What you need to do =>
Reproduce the listing word for word, leaving every picture behind.
========
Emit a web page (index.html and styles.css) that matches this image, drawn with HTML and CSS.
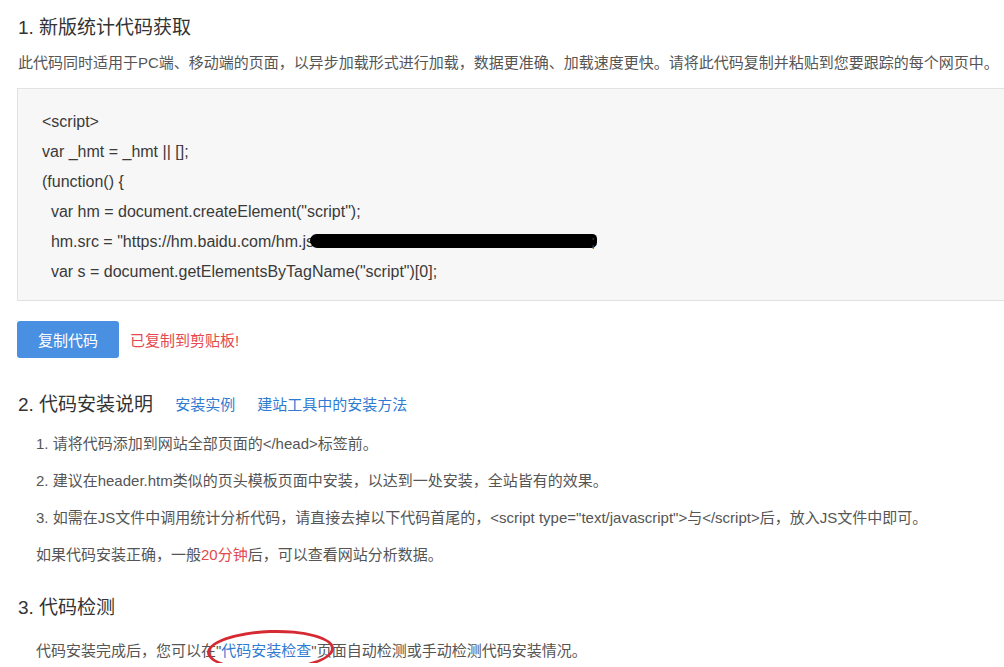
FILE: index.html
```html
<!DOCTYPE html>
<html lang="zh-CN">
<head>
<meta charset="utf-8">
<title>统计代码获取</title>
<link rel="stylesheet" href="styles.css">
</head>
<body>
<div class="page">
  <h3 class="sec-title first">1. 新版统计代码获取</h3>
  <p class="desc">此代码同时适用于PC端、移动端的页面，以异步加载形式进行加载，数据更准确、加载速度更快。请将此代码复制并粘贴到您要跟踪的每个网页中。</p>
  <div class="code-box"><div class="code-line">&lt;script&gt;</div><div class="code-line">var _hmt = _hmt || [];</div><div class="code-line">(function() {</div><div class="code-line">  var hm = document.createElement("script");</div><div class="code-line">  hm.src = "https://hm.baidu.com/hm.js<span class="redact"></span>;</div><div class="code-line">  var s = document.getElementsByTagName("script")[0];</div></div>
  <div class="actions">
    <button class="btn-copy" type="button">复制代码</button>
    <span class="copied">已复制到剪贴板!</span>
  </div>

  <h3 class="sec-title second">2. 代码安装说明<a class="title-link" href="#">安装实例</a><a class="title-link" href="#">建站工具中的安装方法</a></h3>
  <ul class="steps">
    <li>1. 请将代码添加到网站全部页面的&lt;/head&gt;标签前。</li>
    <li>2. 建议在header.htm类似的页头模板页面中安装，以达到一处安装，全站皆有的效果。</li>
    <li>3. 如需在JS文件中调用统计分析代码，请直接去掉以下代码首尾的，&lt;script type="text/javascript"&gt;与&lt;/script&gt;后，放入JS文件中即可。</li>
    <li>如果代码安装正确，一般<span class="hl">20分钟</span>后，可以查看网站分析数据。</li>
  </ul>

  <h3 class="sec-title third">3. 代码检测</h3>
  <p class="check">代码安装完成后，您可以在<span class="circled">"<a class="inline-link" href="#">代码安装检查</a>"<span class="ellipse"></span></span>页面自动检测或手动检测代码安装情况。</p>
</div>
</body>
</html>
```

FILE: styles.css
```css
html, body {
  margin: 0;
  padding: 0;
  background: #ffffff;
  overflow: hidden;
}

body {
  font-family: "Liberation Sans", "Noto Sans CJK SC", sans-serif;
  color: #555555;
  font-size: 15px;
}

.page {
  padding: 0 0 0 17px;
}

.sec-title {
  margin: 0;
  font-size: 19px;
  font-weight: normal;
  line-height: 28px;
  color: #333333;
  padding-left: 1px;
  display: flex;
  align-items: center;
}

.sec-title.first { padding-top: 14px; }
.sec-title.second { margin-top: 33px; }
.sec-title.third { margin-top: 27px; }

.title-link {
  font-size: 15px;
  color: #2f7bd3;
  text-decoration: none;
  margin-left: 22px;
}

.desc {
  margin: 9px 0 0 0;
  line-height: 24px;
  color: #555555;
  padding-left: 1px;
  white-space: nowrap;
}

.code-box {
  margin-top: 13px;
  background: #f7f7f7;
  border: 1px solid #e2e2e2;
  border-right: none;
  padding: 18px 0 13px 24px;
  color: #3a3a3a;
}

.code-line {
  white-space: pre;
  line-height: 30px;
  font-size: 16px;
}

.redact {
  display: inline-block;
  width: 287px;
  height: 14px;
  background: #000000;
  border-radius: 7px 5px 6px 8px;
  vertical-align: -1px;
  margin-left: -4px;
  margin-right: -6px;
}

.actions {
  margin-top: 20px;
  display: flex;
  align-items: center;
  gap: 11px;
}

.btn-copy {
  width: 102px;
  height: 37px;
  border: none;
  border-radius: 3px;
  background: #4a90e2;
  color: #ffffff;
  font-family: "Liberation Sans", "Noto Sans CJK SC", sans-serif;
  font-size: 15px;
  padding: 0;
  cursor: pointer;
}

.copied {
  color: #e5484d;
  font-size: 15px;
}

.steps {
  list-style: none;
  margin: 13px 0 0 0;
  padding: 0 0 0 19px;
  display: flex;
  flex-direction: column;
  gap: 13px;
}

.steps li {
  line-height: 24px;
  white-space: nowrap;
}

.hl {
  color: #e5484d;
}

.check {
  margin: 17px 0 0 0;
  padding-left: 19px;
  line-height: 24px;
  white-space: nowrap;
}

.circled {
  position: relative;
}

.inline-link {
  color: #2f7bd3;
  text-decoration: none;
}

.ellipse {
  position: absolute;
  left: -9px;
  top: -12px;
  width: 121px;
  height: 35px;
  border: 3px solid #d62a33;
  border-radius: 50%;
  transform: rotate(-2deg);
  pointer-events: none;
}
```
========
Exercise answer =>
Emit a web page (index.html and styles.css) that matches this image, drawn with HTML and CSS.
FILE: index.html
```html
<!DOCTYPE html>
<html lang="zh-CN">
<head>
<meta charset="utf-8">
<title>统计代码获取</title>
<link rel="stylesheet" href="styles.css">
</head>
<body>
<div class="page">
  <h3 class="sec-title first">1. 新版统计代码获取</h3>
  <p class="desc">此代码同时适用于PC端、移动端的页面，以异步加载形式进行加载，数据更准确、加载速度更快。请将此代码复制并粘贴到您要跟踪的每个网页中。</p>
  <div class="code-box"><div class="code-line">&lt;script&gt;</div><div class="code-line">var _hmt = _hmt || [];</div><div class="code-line">(function() {</div><div class="code-line">  var hm = document.createElement("script");</div><div class="code-line">  hm.src = "https://hm.baidu.com/hm.js<span class="redact"></span>;</div><div class="code-line">  var s = document.getElementsByTagName("script")[0];</div></div>
  <div class="actions">
    <button class="btn-copy" type="button">复制代码</button>
    <span class="copied">已复制到剪贴板!</span>
  </div>

  <h3 class="sec-title second">2. 代码安装说明<a class="title-link" href="#">安装实例</a><a class="title-link" href="#">建站工具中的安装方法</a></h3>
  <ul class="steps">
    <li>1. 请将代码添加到网站全部页面的&lt;/head&gt;标签前。</li>
    <li>2. 建议在header.htm类似的页头模板页面中安装，以达到一处安装，全站皆有的效果。</li>
    <li>3. 如需在JS文件中调用统计分析代码，请直接去掉以下代码首尾的，&lt;script type="text/javascript"&gt;与&lt;/script&gt;后，放入JS文件中即可。</li>
    <li>如果代码安装正确，一般<span class="hl">20分钟</span>后，可以查看网站分析数据。</li>
  </ul>

  <h3 class="sec-title third">3. 代码检测</h3>
  <p class="check">代码安装完成后，您可以在<span class="circled">"<a class="inline-link" href="#">代码安装检查</a>"<span class="ellipse"></span></span>页面自动检测或手动检测代码安装情况。</p>
</div>
</body>
</html>
```

FILE: styles.css
```css
html, body {
  margin: 0;
  padding: 0;
  background: #ffffff;
  overflow: hidden;
}

body {
  font-family: "Liberation Sans", "Noto Sans CJK SC", sans-serif;
  color: #555555;
  font-size: 15px;
}

.page {
  padding: 0 0 0 17px;
}

.sec-title {
  margin: 0;
  font-size: 19px;
  font-weight: normal;
  line-height: 28px;
  color: #333333;
  padding-left: 1px;
  display: flex;
  align-items: center;
}

.sec-title.first { padding-top: 14px; }
.sec-title.second { margin-top: 33px; }
.sec-title.third { margin-top: 27px; }

.title-link {
  font-size: 15px;
  color: #2f7bd3;
  text-decoration: none;
  margin-left: 22px;
}

.desc {
  margin: 9px 0 0 0;
  line-height: 24px;
  color: #555555;
  padding-left: 1px;
  white-space: nowrap;
}

.code-box {
  margin-top: 13px;
  background: #f7f7f7;
  border: 1px solid #e2e2e2;
  border-right: none;
  padding: 18px 0 13px 24px;
  color: #3a3a3a;
}

.code-line {
  white-space: pre;
  line-height: 30px;
  font-size: 16px;
}

.redact {
  display: inline-block;
  width: 287px;
  height: 14px;
  background: #000000;
  border-radius: 7px 5px 6px 8px;
  vertical-align: -1px;
  margin-left: -4px;
  margin-right: -6px;
}

.actions {
  margin-top: 20px;
  display: flex;
  align-items: center;
  gap: 11px;
}

.btn-copy {
  width: 102px;
  height: 37px;
  border: none;
  border-radius: 3px;
  background: #4a90e2;
  color: #ffffff;
  font-family: "Liberation Sans", "Noto Sans CJK SC", sans-serif;
  font-size: 15px;
  padding: 0;
  cursor: pointer;
}

.copied {
  color: #e5484d;
  font-size: 15px;
}

.steps {
  list-style: none;
  margin: 13px 0 0 0;
  padding: 0 0 0 19px;
  display: flex;
  flex-direction: column;
  gap: 13px;
}

.steps li {
  line-height: 24px;
  white-space: nowrap;
}

.hl {
  color: #e5484d;
}

.check {
  margin: 17px 0 0 0;
  padding-left: 19px;
  line-height: 24px;
  white-space: nowrap;
}

.circled {
  position: relative;
}

.inline-link {
  color: #2f7bd3;
  text-decoration: none;
}

.ellipse {
  position: absolute;
  left: -9px;
  top: -12px;
  width: 121px;
  height: 35px;
  border: 3px solid #d62a33;
  border-radius: 50%;
  transform: rotate(-2deg);
  pointer-events: none;
}
```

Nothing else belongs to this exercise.